Orson Scott Card (born August 24, 1951) is an American writer known best for his science fiction works. He is the first and (as of 2022) only person to win both a Hugo Award and a Nebula Award in consecutive years, winning both awards for both his novel Ender's Game (1985) and its sequel Speaker for the Dead (1986). A feature film adaptation of Ender's Game, which Card co-produced, was released in 2013. Card also wrote the Locus Fantasy Award-winning series The Tales of Alvin Maker (1987–2003).
Card's works were influenced by classic literature, popular fantasy, and science fiction; he often uses tropes from genre fiction. His background as a screenwriter has helped Card make his works accessible. Card's early fiction is original but contains graphic violence. His fiction often features characters with exceptional gifts who make difficult choices with high stakes. Card has also written political, religious, and social commentary in his columns and other writing.
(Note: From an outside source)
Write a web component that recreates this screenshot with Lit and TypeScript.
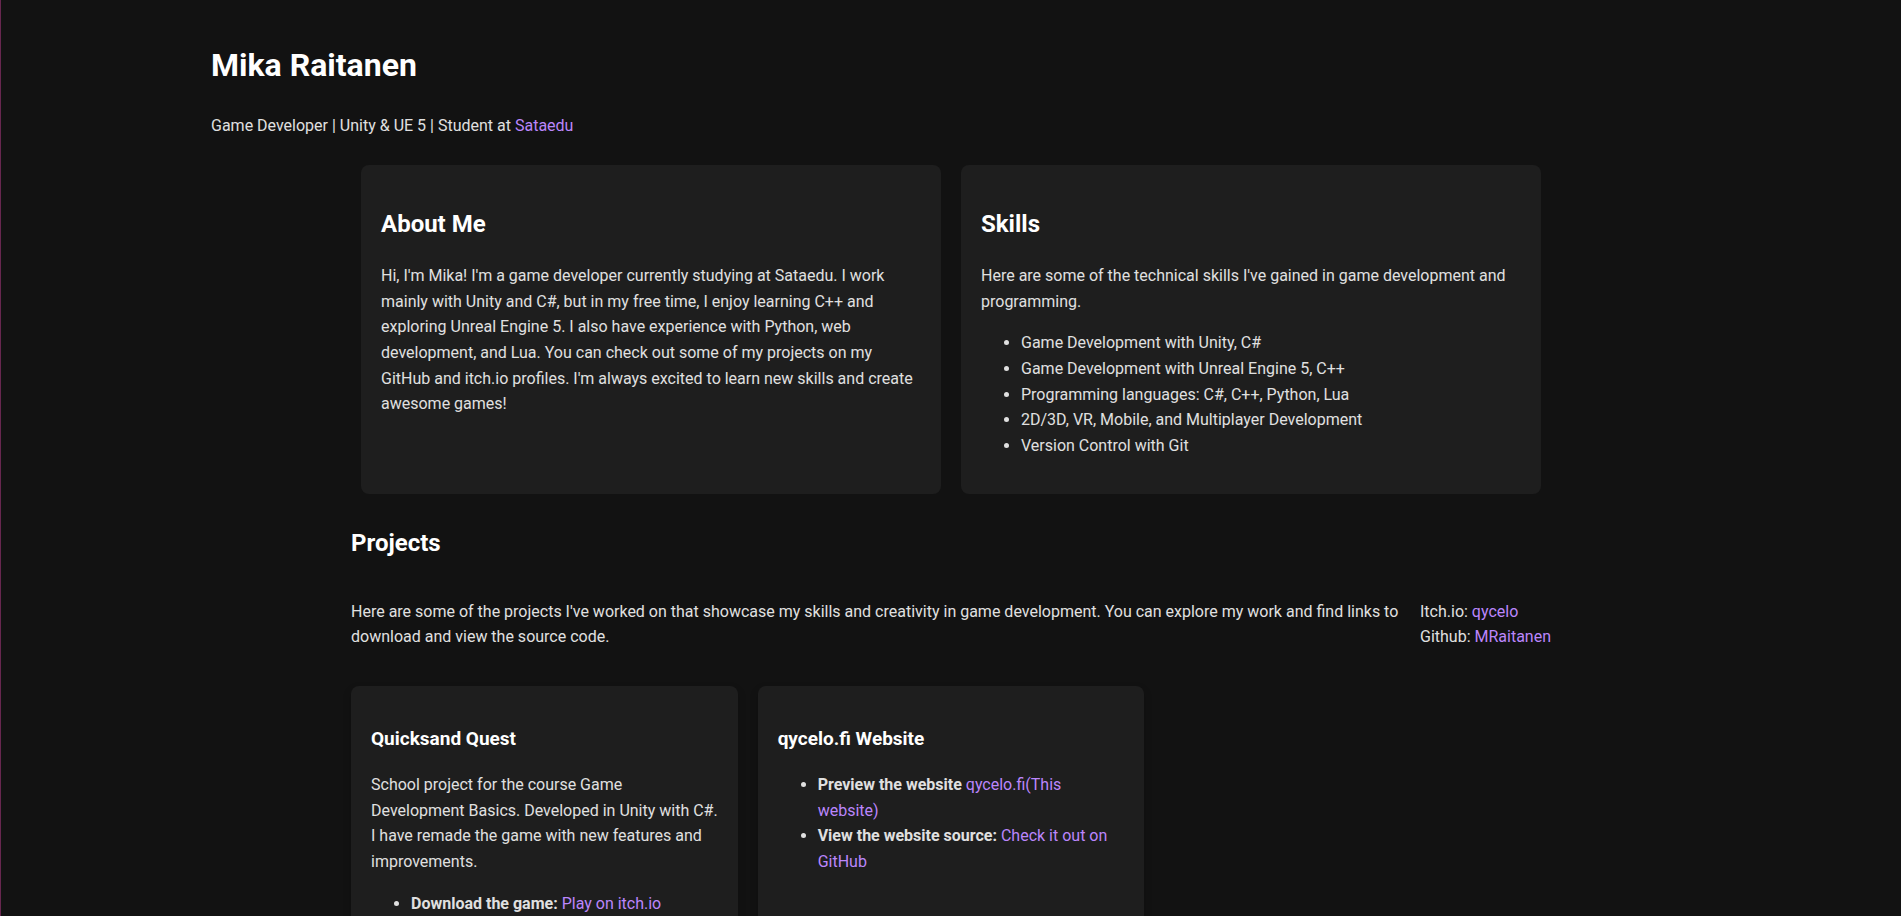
import { LitElement, html, css } from "lit";
import { customElement } from "lit/decorators.js";

@customElement("app-root")
export class AppRoot extends LitElement {
  static styles = css`
    :host {
      display: block;
      box-sizing: border-box;
      min-height: 100vh;
      border-left: 1px solid #67274f;
      background: #121212;
      color: #e0e0e0;
      font-family: Roboto, sans-serif;
      font-size: 16px;
      line-height: 1.6;
    }
    h1,
    h2,
    h3 {
      color: #ffffff;
      font-weight: 700;
    }
    h1 {
      margin: 0 0 22px;
      font-size: 32px;
    }
    h2 {
      margin: 20px 0;
      font-size: 24px;
    }
    h3 {
      margin: 18px 0;
      font-size: 19px;
    }
    p,
    ul {
      margin: 16px 0;
    }
    ul {
      padding-left: 40px;
    }
    a {
      color: #bb86fc;
      text-decoration: none;
    }
    a:hover {
      text-decoration: underline;
    }
    .header {
      box-sizing: border-box;
      width: 80%;
      margin: 0 auto;
      padding: 40px 20px 10px;
    }
    .header p {
      margin-bottom: 0;
    }
    .container {
      max-width: 1200px;
      margin: 0 auto;
    }
    .intro {
      display: flex;
      gap: 20px;
      padding: 16px 10px 10px;
    }
    .panel {
      flex: 1;
      padding: 20px;
      border-radius: 8px;
      background: #1e1e1e;
    }
    .summary {
      display: flex;
      justify-content: space-between;
      gap: 20px;
      margin-bottom: 20px;
    }
    .profiles {
      white-space: nowrap;
    }
    .projects {
      display: grid;
      grid-template-columns: repeat(3, 1fr);
      gap: 20px;
    }
    .card {
      padding: 20px 19px 20px 20px;
      border-radius: 8px;
      background: #1e1e1e;
      box-shadow: 0 4px 8px rgba(0, 0, 0, 0.2);
    }
  `;

  render() {
    return html`
      <header class="header">
        <h1>Mika Raitanen</h1>
        <p>Game Developer | Unity &amp; UE 5 | Student at <a href="#sataedu">Sataedu</a></p>
      </header>
      <main class="container">
        <div class="intro">
          <section class="panel">
            <h2>About Me</h2>
            <p>
              Hi, I'm Mika! I'm a game developer currently studying at Sataedu. I work mainly with
              Unity and C#, but in my free time, I enjoy learning C++ and exploring Unreal Engine 5.
              I also have experience with Python, web development, and Lua. You can check out some
              of my projects on my GitHub and itch.io profiles. I'm always excited to learn new
              skills and create awesome games!
            </p>
          </section>
          <section class="panel">
            <h2>Skills</h2>
            <p>
              Here are some of the technical skills I've gained in game development and programming.
            </p>
            <ul>
              <li>Game Development with Unity, C#</li>
              <li>Game Development with Unreal Engine 5, C++</li>
              <li>Programming languages: C#, C++, Python, Lua</li>
              <li>2D/3D, VR, Mobile, and Multiplayer Development</li>
              <li>Version Control with Git</li>
            </ul>
          </section>
        </div>
        <section>
          <h2>Projects</h2>
          <div class="summary">
            <p>
              Here are some of the projects I've worked on that showcase my skills and creativity in
              game development. You can explore my work and find links to download and view the
              source code.
            </p>
            <p class="profiles">
              Itch.io: <a href="#itch">qycelo</a><br />Github: <a href="#github">MRaitanen</a>
            </p>
          </div>
          <div class="projects">
            <article class="card">
              <h3>Quicksand Quest</h3>
              <p>
                School project for the course Game Development Basics. Developed in Unity with C#. I
                have remade the game with new features and improvements.
              </p>
              <ul>
                <li><strong>Download the game:</strong> <a href="#play">Play on itch.io</a></li>
              </ul>
            </article>
            <article class="card">
              <h3>qycelo.fi Website</h3>
              <ul>
                <li>
                  <strong>Preview the website</strong> <a href="#site">qycelo.fi(This website)</a>
                </li>
                <li>
                  <strong>View the website source:</strong>
                  <a href="#source">Check it out on GitHub</a>
                </li>
              </ul>
            </article>
          </div>
        </section>
      </main>
    `;
  }
}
Card's opposition to homosexuality has provoked public criticism.
Card, who is a great-great-grandson of Brigham Young, was born in Richland, Washington, and grew up in Utah and California. While he was a student at Brigham Young University (BYU), his plays were performed on stage. He served in Brazil as a missionary for the Church of Jesus Christ of Latter-day Saints (LDS Church) and headed a community theater for two summers. Card had twenty-seven short stories published between 1978 and 1979, and won the John W. Campbell Award for best new writer in 1978. He earned a master's degree in English from the University of Utah in 1981 and wrote novels in science fiction, fantasy, non-fiction, and historical fiction genres in the 1980s. Card continued to write prolifically, and published over 50 novels and over 45 short stories.Card teaches English at Southern Virginia University; he has written two books on creative writing and serves as a judge in the Writers of the Future contest. He is a practicing member of LDS Church and has taught many successful writers at his "literary boot camps." Mormon fiction writers Stephenie Meyer, Brandon Sanderson, and Dave Wolverton have cited his works as a major influence.